** Start of Extracted data **
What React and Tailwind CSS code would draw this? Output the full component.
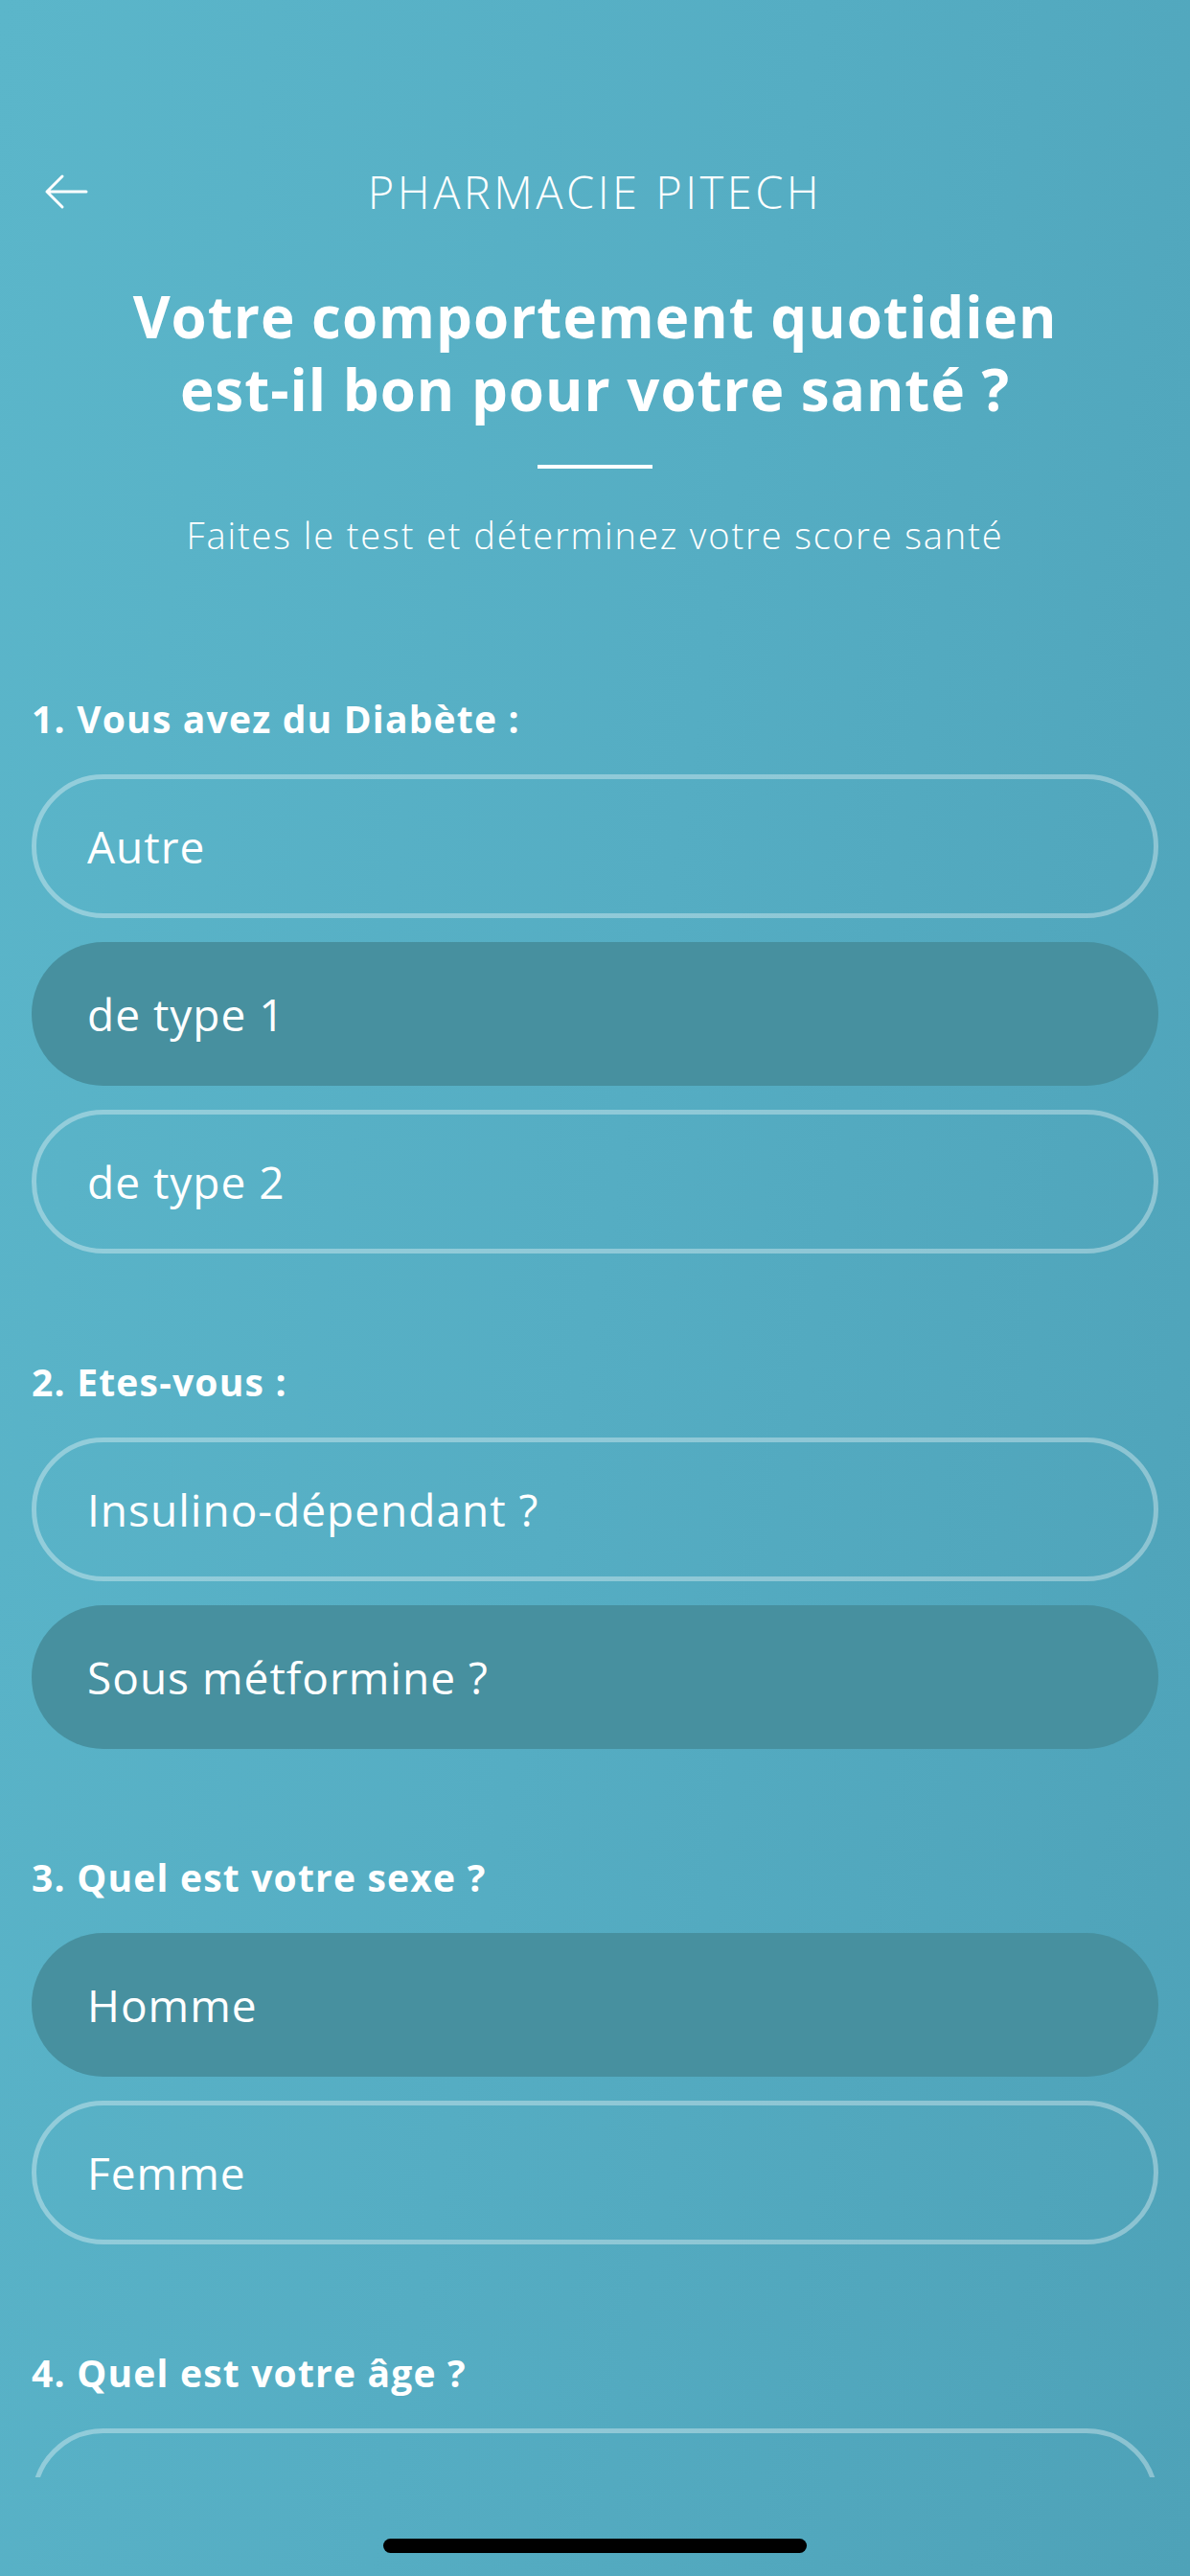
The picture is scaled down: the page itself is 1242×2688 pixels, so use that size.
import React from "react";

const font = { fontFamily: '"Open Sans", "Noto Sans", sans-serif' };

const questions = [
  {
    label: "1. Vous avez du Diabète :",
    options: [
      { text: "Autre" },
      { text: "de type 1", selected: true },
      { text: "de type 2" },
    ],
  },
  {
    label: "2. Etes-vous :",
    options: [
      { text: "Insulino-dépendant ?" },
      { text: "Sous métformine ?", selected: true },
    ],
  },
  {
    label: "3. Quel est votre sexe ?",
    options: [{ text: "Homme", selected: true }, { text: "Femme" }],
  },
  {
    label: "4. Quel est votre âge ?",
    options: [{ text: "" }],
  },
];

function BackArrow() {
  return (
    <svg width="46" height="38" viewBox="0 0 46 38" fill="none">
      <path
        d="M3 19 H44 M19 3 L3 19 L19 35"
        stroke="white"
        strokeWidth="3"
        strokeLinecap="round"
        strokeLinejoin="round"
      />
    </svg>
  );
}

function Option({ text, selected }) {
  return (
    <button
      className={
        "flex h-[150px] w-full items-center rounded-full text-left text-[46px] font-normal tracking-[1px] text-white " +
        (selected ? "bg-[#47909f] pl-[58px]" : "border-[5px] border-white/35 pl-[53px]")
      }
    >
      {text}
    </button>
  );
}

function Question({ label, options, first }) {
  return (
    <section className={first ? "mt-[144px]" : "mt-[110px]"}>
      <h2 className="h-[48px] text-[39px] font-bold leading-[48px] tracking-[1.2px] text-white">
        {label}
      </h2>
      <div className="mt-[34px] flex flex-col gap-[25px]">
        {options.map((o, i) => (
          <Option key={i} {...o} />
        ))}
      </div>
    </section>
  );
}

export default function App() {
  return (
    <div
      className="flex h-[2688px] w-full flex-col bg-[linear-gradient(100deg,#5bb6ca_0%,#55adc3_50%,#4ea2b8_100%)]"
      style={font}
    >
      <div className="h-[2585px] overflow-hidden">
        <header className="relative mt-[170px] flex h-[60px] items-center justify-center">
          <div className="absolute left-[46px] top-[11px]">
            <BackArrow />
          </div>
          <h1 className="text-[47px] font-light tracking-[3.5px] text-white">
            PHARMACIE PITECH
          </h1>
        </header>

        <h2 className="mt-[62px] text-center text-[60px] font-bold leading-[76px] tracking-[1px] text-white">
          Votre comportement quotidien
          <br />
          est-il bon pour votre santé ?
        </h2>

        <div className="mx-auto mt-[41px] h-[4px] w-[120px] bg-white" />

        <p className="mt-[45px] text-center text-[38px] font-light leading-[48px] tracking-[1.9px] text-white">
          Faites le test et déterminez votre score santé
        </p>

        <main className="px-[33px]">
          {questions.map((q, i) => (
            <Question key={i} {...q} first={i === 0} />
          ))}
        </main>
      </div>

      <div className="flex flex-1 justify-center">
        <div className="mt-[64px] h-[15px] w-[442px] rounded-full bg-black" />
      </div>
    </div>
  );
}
** End of Extracted data **
** Start of Extracted data **
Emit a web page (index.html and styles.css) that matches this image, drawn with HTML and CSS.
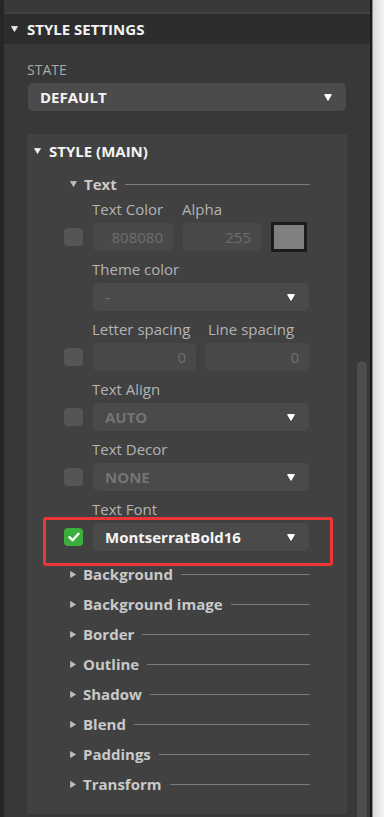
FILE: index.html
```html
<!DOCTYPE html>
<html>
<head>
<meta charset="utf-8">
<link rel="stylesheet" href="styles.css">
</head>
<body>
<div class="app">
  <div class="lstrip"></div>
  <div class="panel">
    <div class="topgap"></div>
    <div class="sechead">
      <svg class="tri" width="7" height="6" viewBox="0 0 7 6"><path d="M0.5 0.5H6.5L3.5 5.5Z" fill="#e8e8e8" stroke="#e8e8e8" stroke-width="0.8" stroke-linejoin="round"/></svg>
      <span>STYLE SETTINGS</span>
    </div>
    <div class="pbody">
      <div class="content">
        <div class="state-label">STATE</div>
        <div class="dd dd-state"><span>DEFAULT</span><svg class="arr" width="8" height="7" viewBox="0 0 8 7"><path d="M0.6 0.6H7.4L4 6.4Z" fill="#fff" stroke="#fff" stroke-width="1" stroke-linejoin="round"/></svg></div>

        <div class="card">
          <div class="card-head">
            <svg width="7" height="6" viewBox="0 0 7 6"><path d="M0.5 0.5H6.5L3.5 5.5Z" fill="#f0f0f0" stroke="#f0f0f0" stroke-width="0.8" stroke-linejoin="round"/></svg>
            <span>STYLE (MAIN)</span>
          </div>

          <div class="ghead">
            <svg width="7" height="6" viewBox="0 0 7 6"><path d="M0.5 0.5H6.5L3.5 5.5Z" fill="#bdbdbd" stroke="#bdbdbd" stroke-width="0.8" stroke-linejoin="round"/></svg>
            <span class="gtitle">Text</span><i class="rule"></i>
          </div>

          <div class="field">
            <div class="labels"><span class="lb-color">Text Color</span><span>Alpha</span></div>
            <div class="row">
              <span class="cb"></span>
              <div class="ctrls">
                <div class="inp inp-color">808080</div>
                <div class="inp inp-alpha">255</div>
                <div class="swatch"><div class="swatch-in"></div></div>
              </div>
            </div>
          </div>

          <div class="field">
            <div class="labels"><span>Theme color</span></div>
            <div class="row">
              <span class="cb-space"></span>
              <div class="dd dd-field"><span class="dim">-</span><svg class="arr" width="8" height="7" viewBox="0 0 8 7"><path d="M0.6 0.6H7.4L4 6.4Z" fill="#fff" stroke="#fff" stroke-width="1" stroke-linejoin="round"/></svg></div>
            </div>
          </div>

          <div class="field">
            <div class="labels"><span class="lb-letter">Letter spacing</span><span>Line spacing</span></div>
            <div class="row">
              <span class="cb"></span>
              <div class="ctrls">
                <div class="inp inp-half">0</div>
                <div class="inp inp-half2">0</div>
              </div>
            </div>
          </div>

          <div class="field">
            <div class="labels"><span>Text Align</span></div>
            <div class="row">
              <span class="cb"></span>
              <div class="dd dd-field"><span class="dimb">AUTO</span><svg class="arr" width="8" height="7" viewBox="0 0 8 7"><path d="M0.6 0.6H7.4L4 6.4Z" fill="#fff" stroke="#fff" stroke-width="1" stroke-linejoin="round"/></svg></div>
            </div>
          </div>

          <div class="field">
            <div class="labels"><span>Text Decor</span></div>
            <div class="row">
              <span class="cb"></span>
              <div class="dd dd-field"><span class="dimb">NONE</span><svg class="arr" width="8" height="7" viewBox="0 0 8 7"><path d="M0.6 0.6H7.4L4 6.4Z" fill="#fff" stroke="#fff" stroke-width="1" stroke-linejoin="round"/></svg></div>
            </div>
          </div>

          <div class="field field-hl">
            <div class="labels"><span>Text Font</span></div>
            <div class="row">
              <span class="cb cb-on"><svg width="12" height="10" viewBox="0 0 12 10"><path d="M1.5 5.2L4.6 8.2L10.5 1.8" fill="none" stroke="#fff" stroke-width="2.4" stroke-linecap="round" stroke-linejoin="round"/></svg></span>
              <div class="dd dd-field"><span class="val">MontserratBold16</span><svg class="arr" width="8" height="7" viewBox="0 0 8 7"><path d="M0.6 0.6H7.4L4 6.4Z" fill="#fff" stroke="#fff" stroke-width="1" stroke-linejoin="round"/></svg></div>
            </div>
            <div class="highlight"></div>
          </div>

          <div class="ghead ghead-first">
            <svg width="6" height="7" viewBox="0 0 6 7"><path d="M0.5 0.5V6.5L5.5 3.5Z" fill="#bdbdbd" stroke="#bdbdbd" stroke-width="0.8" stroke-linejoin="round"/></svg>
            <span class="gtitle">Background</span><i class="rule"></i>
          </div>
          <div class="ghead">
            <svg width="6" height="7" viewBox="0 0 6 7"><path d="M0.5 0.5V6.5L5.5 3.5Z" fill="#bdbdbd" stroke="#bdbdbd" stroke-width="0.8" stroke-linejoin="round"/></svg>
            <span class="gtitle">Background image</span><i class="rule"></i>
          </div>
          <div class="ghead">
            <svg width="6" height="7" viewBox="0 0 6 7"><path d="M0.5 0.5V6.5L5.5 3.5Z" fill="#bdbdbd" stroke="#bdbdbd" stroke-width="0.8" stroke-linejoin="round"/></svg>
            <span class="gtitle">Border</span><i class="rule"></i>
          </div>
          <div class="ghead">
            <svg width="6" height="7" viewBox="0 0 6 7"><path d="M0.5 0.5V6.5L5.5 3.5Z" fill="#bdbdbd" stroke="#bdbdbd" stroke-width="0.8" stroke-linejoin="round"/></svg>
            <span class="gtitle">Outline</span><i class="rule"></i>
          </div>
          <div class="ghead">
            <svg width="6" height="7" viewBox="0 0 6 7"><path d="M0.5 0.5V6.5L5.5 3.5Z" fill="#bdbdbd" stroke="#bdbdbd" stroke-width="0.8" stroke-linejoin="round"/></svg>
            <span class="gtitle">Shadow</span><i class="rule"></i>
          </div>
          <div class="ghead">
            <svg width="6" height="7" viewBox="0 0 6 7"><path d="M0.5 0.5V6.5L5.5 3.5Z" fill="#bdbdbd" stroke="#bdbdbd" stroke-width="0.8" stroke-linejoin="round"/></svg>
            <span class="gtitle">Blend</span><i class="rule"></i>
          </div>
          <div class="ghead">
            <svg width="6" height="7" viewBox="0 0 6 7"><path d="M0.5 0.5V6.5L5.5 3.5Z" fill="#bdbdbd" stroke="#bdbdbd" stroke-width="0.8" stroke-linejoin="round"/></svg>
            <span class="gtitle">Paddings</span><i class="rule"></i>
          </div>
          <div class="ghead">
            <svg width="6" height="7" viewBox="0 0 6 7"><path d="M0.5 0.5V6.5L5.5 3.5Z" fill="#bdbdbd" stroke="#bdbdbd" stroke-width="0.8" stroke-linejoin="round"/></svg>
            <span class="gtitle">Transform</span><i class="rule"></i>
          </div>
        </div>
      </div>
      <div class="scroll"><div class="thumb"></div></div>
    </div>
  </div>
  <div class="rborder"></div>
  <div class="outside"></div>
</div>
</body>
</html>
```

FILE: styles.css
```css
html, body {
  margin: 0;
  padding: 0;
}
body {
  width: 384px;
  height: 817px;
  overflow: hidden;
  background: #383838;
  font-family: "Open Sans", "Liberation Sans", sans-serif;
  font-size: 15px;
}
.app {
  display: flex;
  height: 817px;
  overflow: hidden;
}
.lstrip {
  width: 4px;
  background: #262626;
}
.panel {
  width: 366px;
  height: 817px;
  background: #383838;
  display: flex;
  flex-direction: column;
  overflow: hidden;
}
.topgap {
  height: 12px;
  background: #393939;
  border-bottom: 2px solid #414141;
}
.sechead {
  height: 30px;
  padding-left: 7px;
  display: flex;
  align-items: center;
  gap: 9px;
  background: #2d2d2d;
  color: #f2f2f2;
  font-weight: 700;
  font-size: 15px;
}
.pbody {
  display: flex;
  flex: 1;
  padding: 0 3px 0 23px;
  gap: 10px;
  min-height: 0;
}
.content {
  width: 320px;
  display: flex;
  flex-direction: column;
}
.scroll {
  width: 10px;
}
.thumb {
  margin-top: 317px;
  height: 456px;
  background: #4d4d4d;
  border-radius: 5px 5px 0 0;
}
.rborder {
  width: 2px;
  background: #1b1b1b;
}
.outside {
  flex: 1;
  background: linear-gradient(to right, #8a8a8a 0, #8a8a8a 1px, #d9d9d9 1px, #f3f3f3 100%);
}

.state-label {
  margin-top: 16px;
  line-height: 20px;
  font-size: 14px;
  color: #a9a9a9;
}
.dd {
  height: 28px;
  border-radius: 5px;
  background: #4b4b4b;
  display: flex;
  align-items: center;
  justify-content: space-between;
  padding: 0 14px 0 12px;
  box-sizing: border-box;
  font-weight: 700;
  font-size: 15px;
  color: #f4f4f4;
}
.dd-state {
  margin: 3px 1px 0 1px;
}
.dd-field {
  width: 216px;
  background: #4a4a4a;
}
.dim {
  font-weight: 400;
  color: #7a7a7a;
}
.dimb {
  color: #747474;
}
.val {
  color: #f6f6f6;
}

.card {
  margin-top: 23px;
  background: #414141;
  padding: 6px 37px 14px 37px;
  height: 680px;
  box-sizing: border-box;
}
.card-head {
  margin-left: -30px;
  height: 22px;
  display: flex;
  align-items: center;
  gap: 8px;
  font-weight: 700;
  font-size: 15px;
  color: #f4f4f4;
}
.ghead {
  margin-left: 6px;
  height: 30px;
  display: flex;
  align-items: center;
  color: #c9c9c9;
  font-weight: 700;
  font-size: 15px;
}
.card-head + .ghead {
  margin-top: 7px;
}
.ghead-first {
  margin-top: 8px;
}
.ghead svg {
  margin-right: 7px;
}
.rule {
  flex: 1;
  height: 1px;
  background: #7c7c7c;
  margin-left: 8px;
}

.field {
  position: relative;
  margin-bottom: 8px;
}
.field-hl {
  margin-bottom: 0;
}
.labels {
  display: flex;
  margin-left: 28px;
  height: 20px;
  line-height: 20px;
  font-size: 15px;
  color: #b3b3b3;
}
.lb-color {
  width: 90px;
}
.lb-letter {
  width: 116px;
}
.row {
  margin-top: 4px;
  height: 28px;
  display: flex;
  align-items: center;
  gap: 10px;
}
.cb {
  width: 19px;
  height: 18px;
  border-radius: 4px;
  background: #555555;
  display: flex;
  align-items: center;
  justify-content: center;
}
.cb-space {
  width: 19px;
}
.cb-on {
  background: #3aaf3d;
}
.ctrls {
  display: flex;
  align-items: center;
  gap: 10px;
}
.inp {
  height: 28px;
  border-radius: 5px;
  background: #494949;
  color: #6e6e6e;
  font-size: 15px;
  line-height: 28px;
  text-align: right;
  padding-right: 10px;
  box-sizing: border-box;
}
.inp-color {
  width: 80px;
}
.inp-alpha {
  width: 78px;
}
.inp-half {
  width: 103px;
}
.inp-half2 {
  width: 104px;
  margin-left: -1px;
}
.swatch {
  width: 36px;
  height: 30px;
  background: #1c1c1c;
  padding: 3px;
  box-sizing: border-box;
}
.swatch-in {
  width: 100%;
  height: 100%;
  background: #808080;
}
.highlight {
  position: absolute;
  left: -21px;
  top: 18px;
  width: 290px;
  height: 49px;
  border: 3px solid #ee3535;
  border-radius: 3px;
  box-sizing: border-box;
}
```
** End of Extracted data **
● **Your goal**
Extract every line above that contains the word "styles".

● **Answer to this problem**
Emit a web page (index.html and styles.css) that matches this image, drawn with HTML and CSS.
<link rel="stylesheet" href="styles.css">
FILE: styles.css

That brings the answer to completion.